# Data Cleaning
## Procedure:
1. Import raw csvs
2. Remove extraneous columns
3. Convert streak information into integers
4. Create a dictionary of dataframes
5. Once dictionary is complete, save all csvs

In [None]:
import pandas as pd
def get_teams():
    teams = [item.strip() for item in open("all_teams.txt",'r')]
    return teams

get_teams()

In [None]:
def create_truncated_csv(teams):
    #takes a list of team names, opens the cooresponding files, truncates the data and outputs a new file
    for team in teams:    
            print(f'TeamResults\\{team.strip()}_2019.csv')
            table = pd.read_csv(f'TeamResults\\csv\\{team.strip()}_2019.csv')
            new = table.drop(["Date", "Unnamed: 2", "R", "RA", "Inn", "Rank", "GB", "Win", "Loss", "Save", "Time", "D/N", "Attendance", "Orig.
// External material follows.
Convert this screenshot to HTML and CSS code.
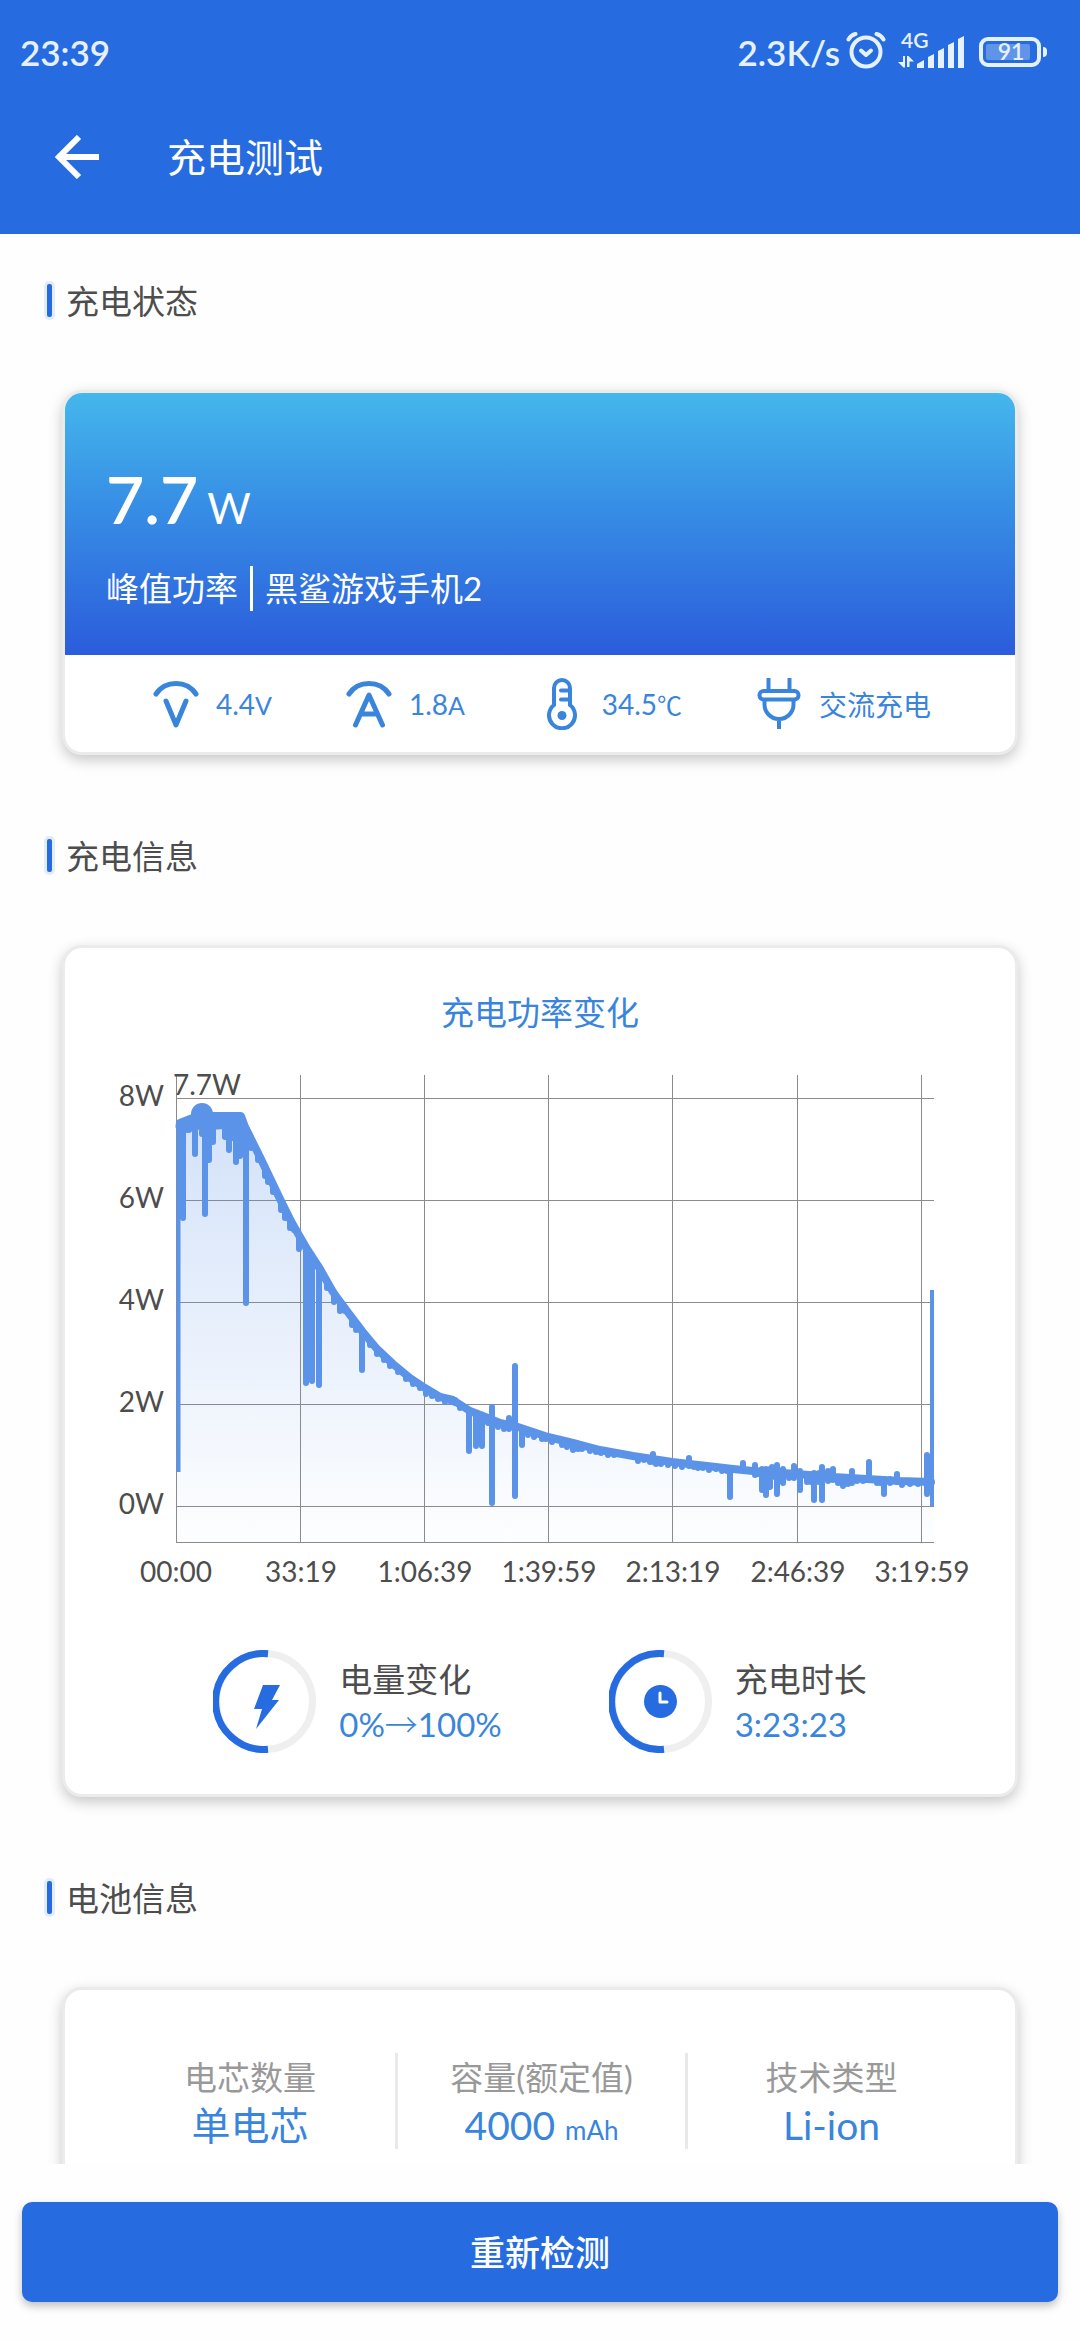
FILE: index.html
```html
<!DOCTYPE html>
<html lang="zh-CN">
<head>
<meta charset="utf-8">
<meta name="viewport" content="width=device-width, initial-scale=1">
<title>充电测试</title>
<link rel="stylesheet" href="styles.css">
</head>
<body>
<div class="app">
  <header class="header">
    <div class="status">
      <span class="status-time">23:39</span>
      <div class="status-right">
        <span>2.3K/s</span>
        <svg class="alarm" width="40" height="40" viewBox="0 0 40 40" fill="none" stroke="currentColor" stroke-width="4" stroke-linecap="round" stroke-linejoin="round">
          <circle cx="20" cy="20" r="14.500"/>
          <path d="M2.500 7.500Q5 3 9.500 2M37.500 7.500Q35 3 30.500 2"/>
          <path d="M15 18.500l5 4.500 5-4.500"/>
        </svg>
        <svg class="signal" width="68" height="56" viewBox="0 -8 68 56" fill="currentColor">
          <text class="signal-label" x="3" y="16">4G</text>
          <path d="M5 24v6H0l5.500 5.500H7V24zM9 35V24h1.500l5.500 5.500h-4.500V35z"/>
          <path d="M19 36v-4l7-4v8zM30 36V25l6-3v14zM40 36V19l6-3v20zM50 36V13l6-3v26zM60 36V7l6-3v32z"/>
        </svg>
        <svg class="battery" width="70" height="32" viewBox="0 0 70 32">
          <rect x="3" y="3" width="58" height="26" rx="7" fill="none" stroke="currentColor" stroke-width="4"/>
          <rect x="8" y="8" width="44" height="16" rx="2" fill="currentColor" opacity=".3"/>
          <path d="M65 11a4 4 0 0 1 4 4v2a4 4 0 0 1-4 4z" fill="currentColor"/>
          <text class="battery-label" x="33" y="24" text-anchor="middle">91</text>
        </svg>
      </div>
    </div>
    <div class="appbar">
      <button class="back" type="button" aria-label="返回">
        <svg width="44" height="44" viewBox="0 0 44 44" fill="none" stroke="currentColor" stroke-width="6">
          <path d="M44 22H4M24 2L4 22l20 20"/>
        </svg>
      </button>
      <h1 class="title">充电测试</h1>
    </div>
  </header>

  <main class="content">
    <h2 class="section">充电状态</h2>
    <section class="card">
      <div class="hero">
        <p class="power"><strong>7.7</strong><span class="power-unit">W</span></p>
        <p class="hero-line"><span>峰值功率</span><span class="device">黑鲨游戏手机2</span></p>
      </div>
      <ul class="metrics">
        <li class="metric">
          <svg width="46" height="52" viewBox="0 0 46 52" fill="none" stroke="currentColor" stroke-width="5" stroke-linecap="round" stroke-linejoin="round">
            <path d="M3 16Q10 5.500 23 5.500T43 16M13 23l10 24 10-24"/>
          </svg>
          <span>4.4<small>V</small></span>
        </li>
        <li class="metric">
          <svg width="46" height="52" viewBox="0 0 46 52" fill="none" stroke="currentColor" stroke-width="5" stroke-linecap="round" stroke-linejoin="round">
            <path d="M3 16Q10 5.500 23 5.500T43 16M9.500 47L23 17l13.500 30M15 36h16"/>
          </svg>
          <span>1.8<small>A</small></span>
        </li>
        <li class="metric">
          <svg width="46" height="52" viewBox="0 0 46 52" fill="none" stroke="currentColor" stroke-width="4" stroke-linecap="round">
            <path d="M15 27V10a8 8 0 0 1 16 0v17a13 13 0 1 1-16 0M22 12.500h8M22 21.500h8"/>
            <circle cx="23" cy="37.500" r="4.500" fill="currentColor" stroke="none"/>
          </svg>
          <span>34.5<small>℃</small></span>
        </li>
        <li class="metric">
          <svg width="46" height="52" viewBox="0 0 46 52" fill="none" stroke="currentColor" stroke-width="4">
            <rect x="3.500" y="13" width="39" height="8.500" rx="4"/>
            <path d="M12.500 0v12M33.500 0v12M8.500 22v4.500a14.500 14.500 0 0 0 29 0V22M23 41v10"/>
          </svg>
          <span>交流充电</span>
        </li>
      </ul>
    </section>

    <h2 class="section">充电信息</h2>
    <section class="card">
      <h3 class="chart-title">充电功率变化</h3>
      <svg class="chart" viewBox="0 0 950 546" role="img" aria-label="充电功率变化">
        <defs>
          <linearGradient id="area" gradientUnits="userSpaceOnUse" x1="0" y1="60" x2="0" y2="492">
            <stop offset="0" stop-color="#5b92e8" stop-opacity=".27"/>
            <stop offset="1" stop-color="#5b92e8" stop-opacity=".01"/>
          </linearGradient>
        </defs>
        <path class="grid" d="M111 48.500H869M111 150.500H869M111 252.500H869M111 354.500H869M111 456.500H869M111 492.500H869M111.500 25V493M235.500 25V493M359.500 25V493M483.500 25V493M607.500 25V493M732.500 25V493M856.500 25V493"/>
        <path fill="url(#area)" d="M112 70L177 71 185 88 195 107 205 128 215 149 227 173 235 187 242 199 255 218 268 242 282 261 297 281 312 299 328 314 345 328 360 338 375 347 388 350 405 361 418 366 435 373 450 376 468 382 483 387 508 393 535 400 568 406 607 412 642 416 668 419 688 421 732 424 768 427 802 429 835 431 869 432V492H112z"/>
        <g class="line">
          <path class="band" d="M115 73L125 69 137 66 176 66 180 77 185 87 195 107 205 128 215 149 227 173 235 187 242 199 255 219 268 242 282 261 297 281 312 299 328 314 345 328 360 338 375 347 388 350 405 361 418 366 435 373 450 376 468 382 483 387 508 393 535 400 568 406 607 412 642 416 668 419 688 421 732 424 768 427 802 429 835 431 866 432"/>
          <path class="plateau" d="M118 76L137 71 152 72 165 71 173 72 181 87"/>
          <path class="edge" d="M113.500 70V422M867 240V456"/>
          <path d="M116 76V156M118 76V168M124 74V80M130 70V104M137 70V84M140 70V164M144 70V110M148 70V92M155 70V74M160 68V87M164 68V100M168 68V88M171 68V112M175 70V106M181 80V253M186 90V98M193 102V110M200 118V126M203 124V132M208 134V142M216 150V160M220 160V168M225 170V178M229 176V180M234 186V199M241 198V333M247 206V331M254 216V335M262 232V238M269 242V252M275 252V261M280 258V261M287 268V275M291 274V280M297 281V320M305 292V295M312 300V304M319 306V310M325 312V316M333 318V322M341 326V329M348 331V334M355 336V338M361 339V344M367 342V346M373 346V349M380 348V352M386 350V352M390 350V353M395 354V358M404 361V401M411 363V396M417 366V396M423 368V373M427 357V453M433 373V377M439 374V379M444 368V379M450 316V446M457 378V395M463 381V385M469 383V387M477 386V389M481 387V389M487 388V392M497 391V395M502 393V397M508 395V400M513 396V399M517 396V399M525 398V401M531 399V402M536 400V403M543 402V405M549 403V405M573 408V411M579 408V410M588 404V412M585 410V412M591 411V414M596 411V414M603 412V415M610 413V416M617 413V417M624 408V416M629 415V417M633 416V418M638 416V418M644 417V420M651 417V419M657 418V421M662 418V421M665 419V447M678 413V420M690 415V425M693 421V424M697 419V440M701 419V445M705 419V437M707 417V427M712 415V444M718 419V433M724 423V428M729 416V428M735 421V440M742 425V432M746 425V432M749 423V450M754 423V432M757 417V450M763 421V431M768 419V430M773 427V433M778 427V436M783 427V434M787 421V433M792 428V431M798 429V431M804 412V429M812 430V433M815 429V433M819 429V444M825 429V433M832 424V432M837 431V435M845 432V434M853 432V434M862 405V444"/>
          <circle class="peak" cx="137" cy="64" r="11"/>
        </g>
        <g class="axis">
          <text x="108" y="45">7.7W</text>
          <g text-anchor="end">
            <text x="99" y="56">8W</text>
            <text x="99" y="158">6W</text>
            <text x="99" y="260">4W</text>
            <text x="99" y="362">2W</text>
            <text x="99" y="464">0W</text>
          </g>
          <g text-anchor="middle">
            <text x="111" y="532">00:00</text>
            <text x="236" y="532">33:19</text>
            <text x="360" y="532">1:06:39</text>
            <text x="484" y="532">1:39:59</text>
            <text x="608" y="532">2:13:19</text>
            <text x="733" y="532">2:46:39</text>
            <text x="857" y="532">3:19:59</text>
          </g>
        </g>
      </svg>
      <div class="gauges">
        <div class="gauge">
          <svg width="103" height="103" viewBox="0 0 103 103" fill="none" stroke-width="7">
            <circle cx="51.500" cy="51.500" r="48" stroke="#efefef"/>
            <path d="M55 3.700A48 48 0 1 0 55 99.300" stroke="#266ce0"/>
            <path d="M50 35h17l-8 15h7L43 79l6-20h-8z" fill="#266ce0"/>
          </svg>
          <div>
            <p class="gauge-label">电量变化</p>
            <p class="gauge-value">0%<span class="arrow">→</span>100%</p>
          </div>
        </div>
        <div class="gauge">
          <svg width="103" height="103" viewBox="0 0 103 103" fill="none" stroke-width="7">
            <circle cx="51.500" cy="51.500" r="48" stroke="#efefef"/>
            <path d="M55 3.700A48 48 0 1 0 55 99.300" stroke="#266ce0"/>
            <circle cx="51.500" cy="51.500" r="16.500" fill="#266ce0"/>
            <path d="M51 43v9h7" stroke="#fff" stroke-width="3" stroke-linecap="round" stroke-linejoin="round"/>
          </svg>
          <div>
            <p class="gauge-label">充电时长</p>
            <p class="gauge-value">3:23:23</p>
          </div>
        </div>
      </div>
    </section>

    <h2 class="section">电池信息</h2>
    <section class="card">
      <dl class="specs">
        <div class="spec"><dt>电芯数量</dt><dd>单电芯</dd></div>
        <div class="spec"><dt>容量(额定值)</dt><dd>4000 <small>mAh</small></dd></div>
        <div class="spec"><dt>技术类型</dt><dd>Li-ion</dd></div>
      </dl>
    </section>
  </main>

  <footer class="footer">
    <button class="retest" type="button">重新检测</button>
  </footer>
</div>
</body>
</html>
```
FILE: styles.css
```css
* {
  box-sizing: border-box;
}

body,
h1,
h2,
h3,
p,
ul,
dl,
dd {
  margin: 0;
  padding: 0;
  font-weight: 400;
}

body {
  background: #fefefe;
  color: #4d4d4d;
  font-family: Lato, "Noto Sans CJK SC", sans-serif;
  font-size: 33px;
}

button {
  border: 0;
  font: inherit;
  color: #fff;
}

svg {
  flex: none;
}

.app {
  display: flex;
  flex-direction: column;
  height: 100vh;
}

.header {
  flex: none;
  padding-bottom: 24px;
  background: #266ce0;
  color: #fff;
}

.status {
  display: flex;
  align-items: center;
  justify-content: space-between;
  height: 104px;
  padding: 0 32px 0 20px;
  color: #e6f1ff;
  font-size: 35px;
  font-weight: 600;
}

.status-right {
  display: flex;
  align-items: center;
}

.alarm {
  margin: 0 12px 0 6px;
}

.signal {
  margin-right: 12px;
}

.signal-label {
  font-size: 21px;
}

.battery-label {
  font-size: 23px;
}

.signal-label,
.battery-label {
  fill: currentColor;
}

.appbar {
  display: flex;
  align-items: center;
  gap: 68px;
  height: 106px;
  padding-left: 55px;
}

.back {
  display: flex;
  padding: 0;
  background: none;
}

.title {
  padding-bottom: 4px;
  font-size: 39px;
}

.content {
  flex: 1;
  min-height: 0;
  padding: 46px 62px 80px;
  overflow-y: auto;
  scrollbar-width: none;
}

.section {
  display: flex;
  align-items: center;
  gap: 11px;
  height: 40px;
  margin: 0 0 70px -18px;
  font-size: 33px;
}

.section::before {
  content: "";
  width: 5px;
  height: 33px;
  border: 3px solid #e3ecf9;
  border-radius: 5px;
  background: #266ce0;
}

.card {
  margin-bottom: 80px;
  border: 3px solid #ebebeb;
  border-radius: 20px;
  background: #fff;
  box-shadow: 0 5px 14px rgba(0, 0, 0, 0.22);
  overflow: hidden;
}

.hero {
  padding: 73px 41px 44px;
  background: linear-gradient(#45b7ec, #378fe5 42%, #2b5cdc);
  color: #fff;
}

.power {
  display: flex;
  align-items: baseline;
  gap: 9px;
  margin-bottom: 34px;
  font-size: 66px;
  line-height: 66px;
}

.power strong {
  font-weight: 600;
}

.power-unit {
  font-size: 42px;
  line-height: 42px;
}

.hero-line {
  display: flex;
  line-height: 45px;
}

.device {
  margin-left: 12px;
  padding-left: 12px;
  border-left: 3px solid #fff;
}

.metrics {
  display: flex;
  align-items: center;
  justify-content: space-between;
  height: 97px;
  padding: 0 84px 0 88px;
  color: #3a85dc;
  font-size: 28px;
  list-style: none;
}

.metric {
  display: flex;
  align-items: center;
  gap: 17px;
}

.metric small {
  font-size: 25px;
}

.chart-title {
  margin: 39px 0 13px;
  color: #3a85dc;
  font-size: 33px;
  line-height: 50px;
  text-align: center;
}

.chart {
  display: block;
  width: 100%;
}

.grid {
  stroke: #8b8b8b;
}

.line {
  fill: none;
  stroke: #5b93e9;
  stroke-width: 6px;
  stroke-linecap: round;
  stroke-linejoin: round;
}

.band {
  stroke-width: 8px;
}

.plateau {
  stroke-width: 15px;
}

.edge {
  stroke-width: 4px;
  stroke-linecap: butt;
}

.peak {
  fill: #5b93e9;
  stroke: none;
}

.axis {
  fill: #4d4d4d;
  font-size: 28px;
}

.gauges {
  display: flex;
  justify-content: center;
  gap: 107px;
  margin: 54px 0 41px;
}

.gauge {
  display: flex;
  align-items: center;
  gap: 23px;
}

.gauge-label,
.gauge-value {
  line-height: 45px;
}

.gauge-value {
  color: #3a85dc;
}

.arrow {
  font-family: "Noto Sans CJK SC", sans-serif;
  font-weight: 300;
  line-height: 33px;
}

.specs {
  display: grid;
  grid-template-columns: repeat(3, 1fr);
  padding: 63px 40px;
}

.spec {
  height: 96px;
  text-align: center;
}

.spec + .spec {
  border-left: 3px solid #e9e9e9;
}

.spec dt {
  color: #999;
  line-height: 48px;
}

.spec dd {
  color: #3a85dc;
  font-size: 39px;
  line-height: 48px;
}

.spec small {
  font-size: 26px;
}

.footer {
  flex: none;
  padding: 38px 22px;
  background: #fefefe;
}

.retest {
  display: block;
  width: 100%;
  height: 100px;
  padding: 0 0 4px;
  border-radius: 10px;
  background: #266ce0;
  box-shadow: 0 4px 8px rgba(0, 0, 0, 0.25);
  font-size: 35px;
  font-weight: 500;
}
```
Scheduled" ], axis=1)
            new.to_csv(f'TeamResults\\{team.strip()}_2019_truncated.csv', index=False, encoding='utf8')
#create_truncated_csv(get_teams())

### Convert streak data into integer values

In [None]:
def convert_streak_to_int(col):
    """
    takes a string or list of streak data in the form of '-' & '+' signs and outputs in integer format.  It is assumed that there will be no mixing of + & -
    return string or list of ints representing the win streak at that time
    """
    if isinstance(col,str):
        streak = [col]
    elif isinstance(col,list):
        streak = col
    else:
        raise Exception(f"parameter given was of {type(col)} when it should be string or list")
    
    streak_int = []
    for record in streak:
        streak = len(record)
        if record[0] =='-':
            streak = -streak
        streak_int.append(streak)    
        
    if len(col) == 1:
        return streak_int[0]
    else:
        return streak_int
    
def change_column(df, col, new):
    #parameters: dataframe, column name, list of new values
    df[col] = new
    return df

def home_away_game_list_maker(col):
    """
    Convert a column from NaN and '@' symbols into 1/0 for home or away"""
    if isinstance(col,list):
        loc = []
    else:
        raise Exception(f"parameter given was of {type(col)} when it should be string or list")
    for item in col:
        if item == "@":
            loc.append(0)
        else:
            loc.append(1)
    return loc                     
 

"""
def create_int_streak():
    #This function need only be run once
    for team in get_teams():
        t = pd.read_csv(f'TeamResults\\{team.strip()}_2019_truncated.csv')
        new = convert_streak_to_int(list(t["Streak"]))
        t2 = change_column(t,"Streak",new)
        t2.to_csv(f'TeamResults\\new\\{team.strip()}_2019_truncated.csv', index=False)
"""

In [None]:
season['PHI']["Home_Game"]

In [None]:
for k,v in season.items():
    #season[k] = v.rename(columns={"Unnamed: 4": 'Home_Game'})
    #print(v)
    converted = home_away_game_list_maker(v["Home_Game"].tolist())
    #print(converted)
    change_column(v,"Home_Game",converted)
    #print(df)



## Create a dictionary of all teams

In [None]:
def create_team_dictionary():
    season = {}
    teams = get_teams()
    for team in teams:
        t = pd.read_csv(f'TeamResults\\all_truncated_csv_WL\\{team.strip()}_2019_truncated.csv')
        season[team.strip()] = t
    return season

season = create_team_dictionary()
season

In [None]:
def remove_first_column():
    for team in get_teams():
        t = pd.read_csv(f'TeamResults\\{team.strip()}_2019_truncated.csv')
        print(t.drop(t.iloc[:,0:1],axis=1))
        t.drop(t.iloc[:,0:1], axis=1).to_csv(f'TeamResults\\{team.strip()}_2019_truncated.csv', index=False)
        #t.to_csv(f'TeamResults\\{team.strip()}_2019_truncated.csv')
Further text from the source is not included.